In other words, for anyone trading the VXX on signals they see about 25% of the days (or 125-130 days every bi-annual period), it is unlikely that they would be actually generating positive returns due to either luck or skill.  The Bayesian math tools for this are shown here (and last year featured in a popular New York Times article).  So there is somewhat less than 10% chance of someone being able to claim success here in being a skilled trader.  Further, there is a high likelihood that on the "non-signal" periods that these same traders would be engaged in loss trades due to their dominating and imperfect use of the product (this would not be attributed as haphazard guessing).  From these two we have less than 5% probability of seeing a skilled user of the product profit from these ETFs.
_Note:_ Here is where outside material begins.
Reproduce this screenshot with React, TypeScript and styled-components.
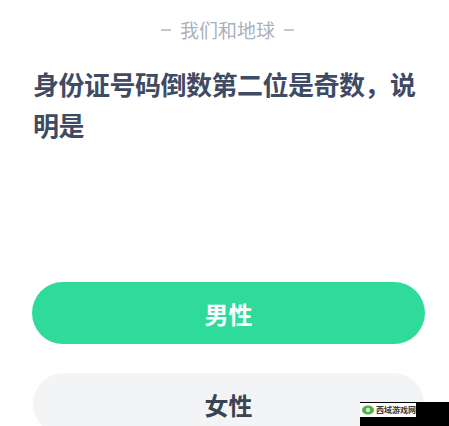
import React from "react";
import styled, { createGlobalStyle } from "styled-components";

const Global = createGlobalStyle`
  html, body { margin: 0; padding: 0; background: #ffffff; }
  body { font-family: "Noto Sans CJK SC", "Noto Sans", sans-serif; }
`;

const Page = styled.div`
  position: relative;
  width: 449px;
  height: 426px;
  overflow: hidden;
  background: #ffffff;
  padding: 18px 24px 0 32px;
  box-sizing: border-box;
  display: flex;
  flex-direction: column;
`;

const Header = styled.div`
  display: flex;
  justify-content: center;
  align-items: center;
  gap: 9px;
  height: 24px;
  font-size: 19px;
  line-height: 24px;
  color: #aab1bc;
  margin-right: 2px;
`;

const Dash = styled.span`
  display: block;
  width: 10px;
  height: 1.5px;
  background: #c3c8d0;
`;

const Question = styled.div`
  margin-top: 21px;
  padding-left: 1px;
  font-size: 26px;
  letter-spacing: -0.5px;
  line-height: 41px;
  font-weight: 700;
  color: #3f4b63;
`;

const Options = styled.div`
  margin-top: 137px;
  display: flex;
  flex-direction: column;
  gap: 29px;
`;

const Option = styled.div<{ $active?: boolean }>`
  height: 62px;
  border-radius: 31px;
  display: flex;
  align-items: center;
  justify-content: center;
  font-size: 24px;
  font-weight: 700;
  color: ${(p) => (p.$active ? "#ffffff" : "#3a4352")};
  background: ${(p) => (p.$active ? "#2edb9b" : "#f3f4f6")};
  margin: ${(p) => (p.$active ? "0" : "0 1px 0 1px")};
`;

const Watermark = styled.div`
  position: absolute;
  left: 360px;
  top: 402px;
  width: 89px;
  height: 24px;
  background: #000000;
`;

const Label = styled.div`
  display: flex;
  align-items: center;
  gap: 2px;
  width: 56px;
  height: 14px;
  background: #ffffff;
  margin-top: 1px;
  padding-left: 2px;
  box-sizing: border-box;
  font-size: 8px;
  line-height: 14px;
  font-weight: 700;
  color: #333a40;
  white-space: nowrap;
`;

export default function App() {
  return (
    <>
      <Global />
      <Page>
        <Header>
          <Dash />
          <span>我们和地球</span>
          <Dash />
        </Header>
        <Question>身份证号码倒数第二位是奇数，说明是</Question>
        <Options>
          <Option $active>男性</Option>
          <Option>女性</Option>
        </Options>
        <Watermark>
          <Label>
            <svg width="12" height="10" viewBox="0 0 12 10">
              <ellipse cx="6" cy="5" rx="6" ry="4.5" fill="#4cb04a" />
              <circle cx="6" cy="5" r="2.2" fill="#d8f0c0" />
            </svg>
            <span>西域游戏网</span>
          </Label>
        </Watermark>
      </Page>
    </>
  );
}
So at best, 1 in 20 users of these modern products such as VXX product over the past two years.  And the odds worsen if we do any combination of these four things: (A) assume any futures curve trading signal is greater than 25% of the time, (B) we extend the time frame of trading beyond two years, (C) if we switch to other more levered products such as UVXY, or (D) if we inch closer to the assumption one is a typical individual and not a purported skilled trader.  Also if we assume the opposite of bullet (A) above and believe the trader is using VXX for less than 25% of their signals, then we must ask the equally damning question of whether any of this is worth anyone's time to begin with.  Going from 25% to 15% for example, would give the small fraction of skilled traders (as opposed to anyone who claims to be a trader) the return distribution between the 125-day and the 25-day.  And that's not great.